| Required task |
The listing below should be printed exactly, every line of it. Skip the pictures.

| Material |
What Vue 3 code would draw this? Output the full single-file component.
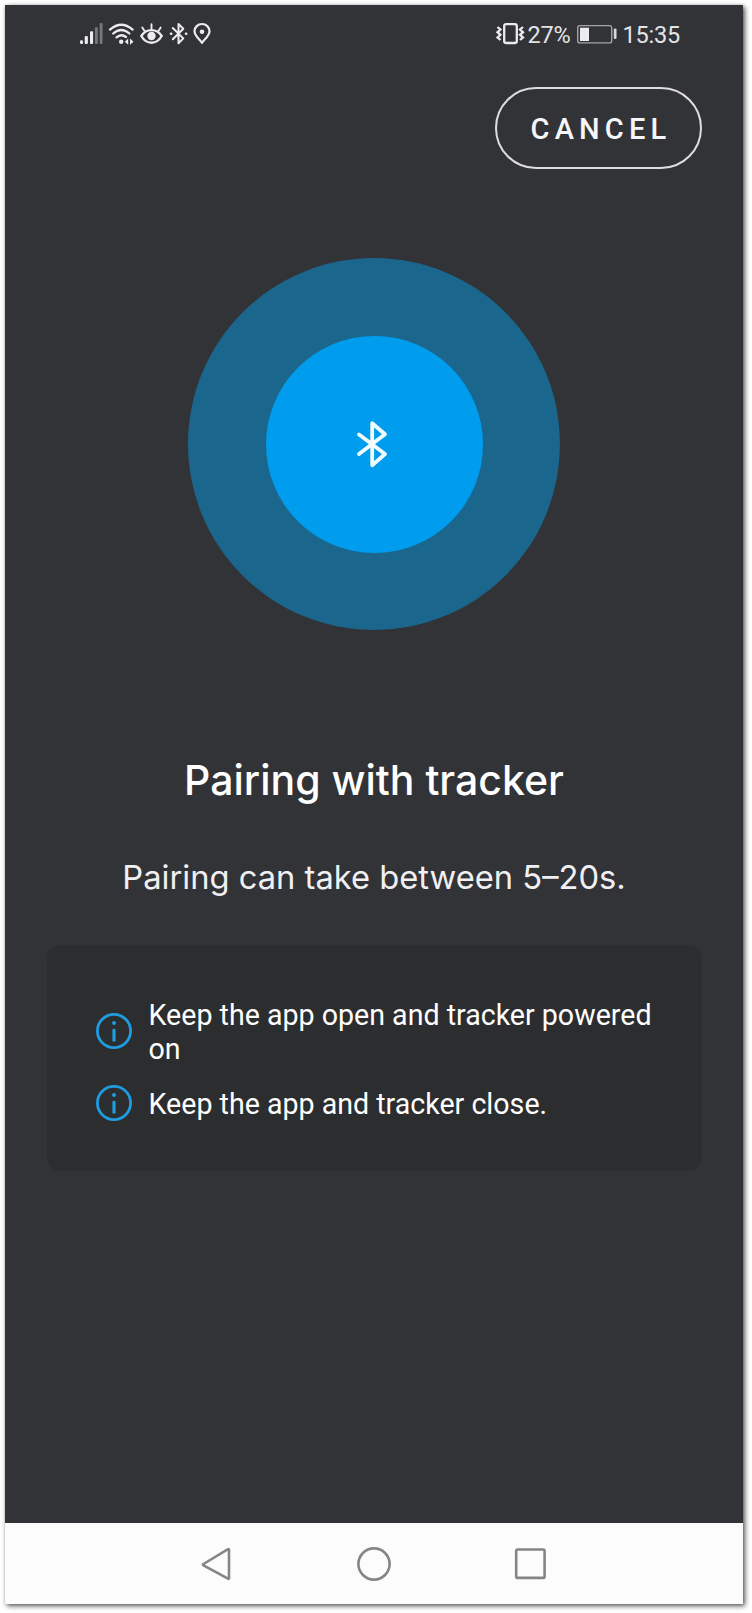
<script setup>
const tips = [
  'Keep the app open and tracker powered on',
  'Keep the app and tracker close.',
]
</script>

<template>
  <div class="page">
    <div class="phone">
      <header class="status">
        <div class="status-left">
          <svg width="24" height="24" viewBox="79 22 24 24" fill="#ececee">
            <rect x="80" y="40.3" width="3" height="3.7" rx="1.2" />
            <rect x="84.7" y="36" width="3.2" height="8" rx="1" />
            <rect x="90" y="31.3" width="3.1" height="12.7" rx="1" />
            <g fill="#77787b">
              <rect x="95" y="27.3" width="2.8" height="16.7" rx="0.8" />
              <rect x="99.7" y="23" width="2.8" height="21" rx="0.8" />
            </g>
          </svg>
          <svg class="wifi" width="28" height="24" viewBox="108 22 28 24" fill="none" stroke="#ececee" stroke-width="2.3" stroke-linecap="round">
            <path d="M110 29.6Q121.3 19.8 132.6 29.6" />
            <path d="M113.2 33.5Q121.3 26.5 129.4 33.5" />
            <path d="M116.5 37.4Q121.3 33.2 126 37" />
            <circle cx="121.2" cy="41.7" r="2.2" fill="#ececee" stroke="none" />
            <path d="M128.2 38.5v6.3l-3.4-3.1zM130 38.5v6.3l3.5-3.1z" fill="#ececee" stroke="none" />
          </svg>
          <svg class="eye" width="26" height="24" viewBox="139 22 26 24" fill="none" stroke="#ececee" stroke-width="2.3" stroke-linecap="round">
            <path d="M141.3 36C146.5 28.3 156.5 28.3 161.7 36C156.5 45 146.5 45 141.3 36Z" />
            <circle cx="151.5" cy="36" r="4.2" fill="#ececee" stroke="none" />
            <path d="M151.5 24.3v5M142.3 27.5l2.4 3.7M160.7 27.5l-2.4 3.7" stroke-width="1.9" />
          </svg>
          <svg class="bt" width="20" height="24" viewBox="168 22 20 24" fill="none" stroke="#ececee" stroke-width="2" stroke-linejoin="round" stroke-linecap="round">
            <path d="M172.8 28L183.3 38.4L178.5 43.3V24L183.3 28.7L172.8 39.3" />
            <path d="M171 33.7h0.2M186 33.7h0.2" stroke-width="2.6" />
          </svg>
          <svg class="pin" width="20" height="24" viewBox="192 22 20 24">
            <path d="M202 42.8C199.2 39 194.5 35.5 194.5 31.2A7.5 7.2 0 0 1 209.5 31.2C209.5 35.5 204.8 39 202 42.8Z" fill="none" stroke="#ececee" stroke-width="2.2" stroke-linejoin="round" />
            <circle cx="202" cy="31.8" r="2.3" fill="#ececee" />
          </svg>
        </div>
        <div class="status-right">
          <svg width="30" height="24" viewBox="495 22 30 24" fill="none" stroke="#ececee">
            <rect x="504.2" y="24.2" width="12.6" height="18.8" rx="2" stroke-width="2.3" />
            <path d="M497.5 27l3 2.6-3 2.6 3 2.6-3 2.6 3 2.6M523 27l-3 2.6 3 2.6-3 2.6 3 2.6-3 2.6" stroke-width="2.3" />
          </svg>
          <span class="percent">27%</span>
          <svg class="battery" width="42" height="24" viewBox="576 22 42 24">
            <rect x="577.7" y="25.6" width="34" height="17.3" rx="2.2" fill="none" stroke="#a4a5a8" stroke-width="1.4" />
            <rect x="580" y="27.7" width="9" height="13.3" fill="#ececee" />
            <rect x="613.8" y="28.5" width="2.7" height="10.5" rx="1" fill="#d8d8da" />
          </svg>
          <span class="clock">15:35</span>
        </div>
      </header>

      <button class="cancel">CANCEL</button>

      <div class="pulse">
        <div class="core">
          <svg width="34" height="50" viewBox="356 419 34 50" fill="none" stroke="#f2fcff" stroke-width="3.8" stroke-linecap="round" stroke-linejoin="round">
            <path d="M359 434.5L385 454L372.2 465.3V423.2L385 434.2L359 454" />
          </svg>
        </div>
      </div>

      <h1>Pairing with tracker</h1>
      <p class="lead">Pairing can take between 5–20s.</p>

      <ul class="tips">
        <li v-for="tip in tips" :key="tip">
          <svg width="36" height="36" viewBox="0 0 36 36" fill="none" stroke="#1f9be0">
            <circle cx="18" cy="18" r="16.6" stroke-width="2.8" />
            <path d="M18 17v10.2" stroke-width="3.2" stroke-linecap="round" />
            <circle cx="18" cy="10" r="2" fill="#1f9be0" stroke="none" />
          </svg>
          <span>{{ tip }}</span>
        </li>
      </ul>

      <nav class="navbar">
        <svg width="34" height="36" viewBox="0 0 34 36"><path d="M3.5 18L28 3.2Q29 2.8 29 4V32Q29 33.2 28 32.7L3.5 19.3Q2.4 18.6 3.5 18Z" /></svg>
        <svg width="36" height="36" viewBox="0 0 36 36"><circle cx="18" cy="18" r="15.6" /></svg>
        <svg width="34" height="36" viewBox="0 0 34 36"><rect x="2.2" y="3.5" width="28.4" height="28.4" rx="1.5" /></svg>
      </nav>
    </div>
  </div>
</template>

<style>
body {
  background: #fff;
}
</style>

<style scoped>
.page {
  box-sizing: border-box;
  width: 752px;
  height: 1613px;
  padding: 5px;
  overflow: hidden;
}
.phone {
  display: flex;
  flex-direction: column;
  width: 738px;
  height: 1599px;
  background: #323337;
  box-shadow: 2px 2px 5px rgba(0, 0, 0, 0.65), 0 0 3px rgba(0, 0, 0, 0.15);
  font-family: Roboto, sans-serif;
  color: #fff;
}
.status {
  display: flex;
  justify-content: space-between;
  height: 24px;
  margin: 17px 63px 0 74px;
}
.status-left,
.status-right {
  display: flex;
}
.wifi {
  margin-left: 5px;
}
.eye,
.bt {
  margin-left: 3px;
}
.pin {
  margin-left: 4px;
}
.status-right {
  font-size: 23.5px;
  line-height: 26px;
  letter-spacing: -0.2px;
  color: #e4e4e6;
}
.percent {
  box-sizing: border-box;
  width: 51px;
  padding-left: 2px;
  white-space: nowrap;
}
.clock {
  margin-left: 4px;
}
.cancel {
  box-sizing: border-box;
  align-self: flex-end;
  width: 207px;
  height: 82px;
  margin: 41px 41px 0 0;
  padding: 1px 0 0 5px;
  border: 2px solid #dedee1;
  border-radius: 41px;
  background: transparent;
  color: #f6f6f8;
  font: 500 29px/32px Roboto, sans-serif;
  letter-spacing: 5.2px;
  white-space: nowrap;
}
.pulse,
.core {
  display: flex;
  align-items: center;
  justify-content: center;
  border-radius: 50%;
}
.pulse {
  align-self: center;
  width: 372px;
  height: 372px;
  margin-top: 89px;
  background: #1b668c;
}
.core {
  width: 217px;
  height: 217px;
  background: #009cee;
}
.core svg {
  margin-right: 2px;
}
h1 {
  margin: 125px 0 0;
  font: 500 41px/50px Inter, sans-serif;
  text-align: center;
}
.lead {
  margin: 52px 0 0;
  font: 400 32.7px/40px Inter, sans-serif;
  text-align: center;
  color: #f0f0f3;
}
.tips {
  box-sizing: border-box;
  display: flex;
  flex-direction: column;
  gap: 21.5px;
  width: 655px;
  height: 226px;
  margin: 48px 0 0 41.5px;
  padding: 54.3px 46px 0 49px;
  border-radius: 14px;
  background: #2c2d2f;
  list-style: none;
  font-size: 28.6px;
  line-height: 33.5px;
}
.tips li {
  display: flex;
  align-items: center;
  gap: 17px;
}
.tips svg {
  flex: none;
  margin-top: -4px;
}
.navbar {
  display: flex;
  justify-content: center;
  align-items: center;
  gap: 122px;
  height: 81px;
  margin-top: auto;
  background: #fcfcfc;
}
.navbar svg {
  fill: none;
  stroke: #858585;
  stroke-width: 2.6;
}
</style>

| Exercise solution |
What Vue 3 code would draw this? Output the full single-file component.
<script setup>
const tips = [
  'Keep the app open and tracker powered on',
  'Keep the app and tracker close.',
]
</script>

<template>
  <div class="page">
    <div class="phone">
      <header class="status">
        <div class="status-left">
          <svg width="24" height="24" viewBox="79 22 24 24" fill="#ececee">
            <rect x="80" y="40.3" width="3" height="3.7" rx="1.2" />
            <rect x="84.7" y="36" width="3.2" height="8" rx="1" />
            <rect x="90" y="31.3" width="3.1" height="12.7" rx="1" />
            <g fill="#77787b">
              <rect x="95" y="27.3" width="2.8" height="16.7" rx="0.8" />
              <rect x="99.7" y="23" width="2.8" height="21" rx="0.8" />
            </g>
          </svg>
          <svg class="wifi" width="28" height="24" viewBox="108 22 28 24" fill="none" stroke="#ececee" stroke-width="2.3" stroke-linecap="round">
            <path d="M110 29.6Q121.3 19.8 132.6 29.6" />
            <path d="M113.2 33.5Q121.3 26.5 129.4 33.5" />
            <path d="M116.5 37.4Q121.3 33.2 126 37" />
            <circle cx="121.2" cy="41.7" r="2.2" fill="#ececee" stroke="none" />
            <path d="M128.2 38.5v6.3l-3.4-3.1zM130 38.5v6.3l3.5-3.1z" fill="#ececee" stroke="none" />
          </svg>
          <svg class="eye" width="26" height="24" viewBox="139 22 26 24" fill="none" stroke="#ececee" stroke-width="2.3" stroke-linecap="round">
            <path d="M141.3 36C146.5 28.3 156.5 28.3 161.7 36C156.5 45 146.5 45 141.3 36Z" />
            <circle cx="151.5" cy="36" r="4.2" fill="#ececee" stroke="none" />
            <path d="M151.5 24.3v5M142.3 27.5l2.4 3.7M160.7 27.5l-2.4 3.7" stroke-width="1.9" />
          </svg>
          <svg class="bt" width="20" height="24" viewBox="168 22 20 24" fill="none" stroke="#ececee" stroke-width="2" stroke-linejoin="round" stroke-linecap="round">
            <path d="M172.8 28L183.3 38.4L178.5 43.3V24L183.3 28.7L172.8 39.3" />
            <path d="M171 33.7h0.2M186 33.7h0.2" stroke-width="2.6" />
          </svg>
          <svg class="pin" width="20" height="24" viewBox="192 22 20 24">
            <path d="M202 42.8C199.2 39 194.5 35.5 194.5 31.2A7.5 7.2 0 0 1 209.5 31.2C209.5 35.5 204.8 39 202 42.8Z" fill="none" stroke="#ececee" stroke-width="2.2" stroke-linejoin="round" />
            <circle cx="202" cy="31.8" r="2.3" fill="#ececee" />
          </svg>
        </div>
        <div class="status-right">
          <svg width="30" height="24" viewBox="495 22 30 24" fill="none" stroke="#ececee">
            <rect x="504.2" y="24.2" width="12.6" height="18.8" rx="2" stroke-width="2.3" />
            <path d="M497.5 27l3 2.6-3 2.6 3 2.6-3 2.6 3 2.6M523 27l-3 2.6 3 2.6-3 2.6 3 2.6-3 2.6" stroke-width="2.3" />
          </svg>
          <span class="percent">27%</span>
          <svg class="battery" width="42" height="24" viewBox="576 22 42 24">
            <rect x="577.7" y="25.6" width="34" height="17.3" rx="2.2" fill="none" stroke="#a4a5a8" stroke-width="1.4" />
            <rect x="580" y="27.7" width="9" height="13.3" fill="#ececee" />
            <rect x="613.8" y="28.5" width="2.7" height="10.5" rx="1" fill="#d8d8da" />
          </svg>
          <span class="clock">15:35</span>
        </div>
      </header>

      <button class="cancel">CANCEL</button>

      <div class="pulse">
        <div class="core">
          <svg width="34" height="50" viewBox="356 419 34 50" fill="none" stroke="#f2fcff" stroke-width="3.8" stroke-linecap="round" stroke-linejoin="round">
            <path d="M359 434.5L385 454L372.2 465.3V423.2L385 434.2L359 454" />
          </svg>
        </div>
      </div>

      <h1>Pairing with tracker</h1>
      <p class="lead">Pairing can take between 5–20s.</p>

      <ul class="tips">
        <li v-for="tip in tips" :key="tip">
          <svg width="36" height="36" viewBox="0 0 36 36" fill="none" stroke="#1f9be0">
            <circle cx="18" cy="18" r="16.6" stroke-width="2.8" />
            <path d="M18 17v10.2" stroke-width="3.2" stroke-linecap="round" />
            <circle cx="18" cy="10" r="2" fill="#1f9be0" stroke="none" />
          </svg>
          <span>{{ tip }}</span>
        </li>
      </ul>

      <nav class="navbar">
        <svg width="34" height="36" viewBox="0 0 34 36"><path d="M3.5 18L28 3.2Q29 2.8 29 4V32Q29 33.2 28 32.7L3.5 19.3Q2.4 18.6 3.5 18Z" /></svg>
        <svg width="36" height="36" viewBox="0 0 36 36"><circle cx="18" cy="18" r="15.6" /></svg>
        <svg width="34" height="36" viewBox="0 0 34 36"><rect x="2.2" y="3.5" width="28.4" height="28.4" rx="1.5" /></svg>
      </nav>
    </div>
  </div>
</template>

<style>
body {
  background: #fff;
}
</style>

<style scoped>
.page {
  box-sizing: border-box;
  width: 752px;
  height: 1613px;
  padding: 5px;
  overflow: hidden;
}
.phone {
  display: flex;
  flex-direction: column;
  width: 738px;
  height: 1599px;
  background: #323337;
  box-shadow: 2px 2px 5px rgba(0, 0, 0, 0.65), 0 0 3px rgba(0, 0, 0, 0.15);
  font-family: Roboto, sans-serif;
  color: #fff;
}
.status {
  display: flex;
  justify-content: space-between;
  height: 24px;
  margin: 17px 63px 0 74px;
}
.status-left,
.status-right {
  display: flex;
}
.wifi {
  margin-left: 5px;
}
.eye,
.bt {
  margin-left: 3px;
}
.pin {
  margin-left: 4px;
}
.status-right {
  font-size: 23.5px;
  line-height: 26px;
  letter-spacing: -0.2px;
  color: #e4e4e6;
}
.percent {
  box-sizing: border-box;
  width: 51px;
  padding-left: 2px;
  white-space: nowrap;
}
.clock {
  margin-left: 4px;
}
.cancel {
  box-sizing: border-box;
  align-self: flex-end;
  width: 207px;
  height: 82px;
  margin: 41px 41px 0 0;
  padding: 1px 0 0 5px;
  border: 2px solid #dedee1;
  border-radius: 41px;
  background: transparent;
  color: #f6f6f8;
  font: 500 29px/32px Roboto, sans-serif;
  letter-spacing: 5.2px;
  white-space: nowrap;
}
.pulse,
.core {
  display: flex;
  align-items: center;
  justify-content: center;
  border-radius: 50%;
}
.pulse {
  align-self: center;
  width: 372px;
  height: 372px;
  margin-top: 89px;
  background: #1b668c;
}
.core {
  width: 217px;
  height: 217px;
  background: #009cee;
}
.core svg {
  margin-right: 2px;
}
h1 {
  margin: 125px 0 0;
  font: 500 41px/50px Inter, sans-serif;
  text-align: center;
}
.lead {
  margin: 52px 0 0;
  font: 400 32.7px/40px Inter, sans-serif;
  text-align: center;
  color: #f0f0f3;
}
.tips {
  box-sizing: border-box;
  display: flex;
  flex-direction: column;
  gap: 21.5px;
  width: 655px;
  height: 226px;
  margin: 48px 0 0 41.5px;
  padding: 54.3px 46px 0 49px;
  border-radius: 14px;
  background: #2c2d2f;
  list-style: none;
  font-size: 28.6px;
  line-height: 33.5px;
}
.tips li {
  display: flex;
  align-items: center;
  gap: 17px;
}
.tips svg {
  flex: none;
  margin-top: -4px;
}
.navbar {
  display: flex;
  justify-content: center;
  align-items: center;
  gap: 122px;
  height: 81px;
  margin-top: auto;
  background: #fcfcfc;
}
.navbar svg {
  fill: none;
  stroke: #858585;
  stroke-width: 2.6;
}
</style>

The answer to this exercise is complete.